Pisco is essentially a distillate of grapes.

Right, but when you’re talking about Peruvian pisco, there’s nothing else that’s allowed to be added — you can’t age in wood or dilute down with water. So it’s like a complete, pure expression of the grape that you’re using, so the grape really matters a lot. You can use any of eight different grapes — four are considered aromatic and four are considered non-aromatic — and they all have their own unique characteristics.

When we first opened the bar we bought up the entire supply of pisco in the whole state. We were having to run around to different liquor stores and try to use those. And so the drinks that we created, we had to use different kinds of piscos [than we intended] for those drinks, and some of them just flat-out didn’t work.
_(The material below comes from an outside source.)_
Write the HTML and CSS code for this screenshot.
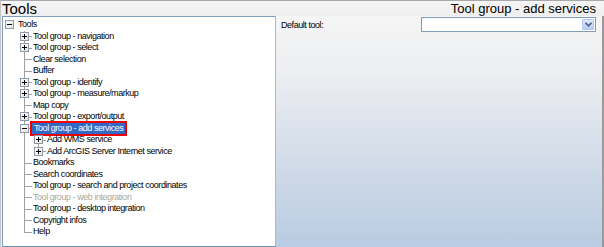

It was a great learning experience seeing how different piscos are [from each other] and how much it matters which one we use in which drink.

Tell me about some of your cocktails.

We run the gamut from simple and straightforward to really outside the box. Other than the typical Peruvian cocktails like the Chilcano [pisco, lime juice and ginger beer] and the Pisco Sour [pisco, citrus, simple syrup and egg white], one of our biggest sellers is the D’Artagnan, which is an original. It’s basically like a pisco martini, but very heavy on the vermouth, and we use a blanc vermouth. It’s just like a martini, but way more drinkable. It tastes like you’re drinking pisco, but it goes down like water because of the vermouth and dilution [from stirring]. So it’s a great introduction to pisco. We go from that one to one of our crazier drinks, something called the Huevo. The base of the drink is something called leche de monja, “nun’s milk.”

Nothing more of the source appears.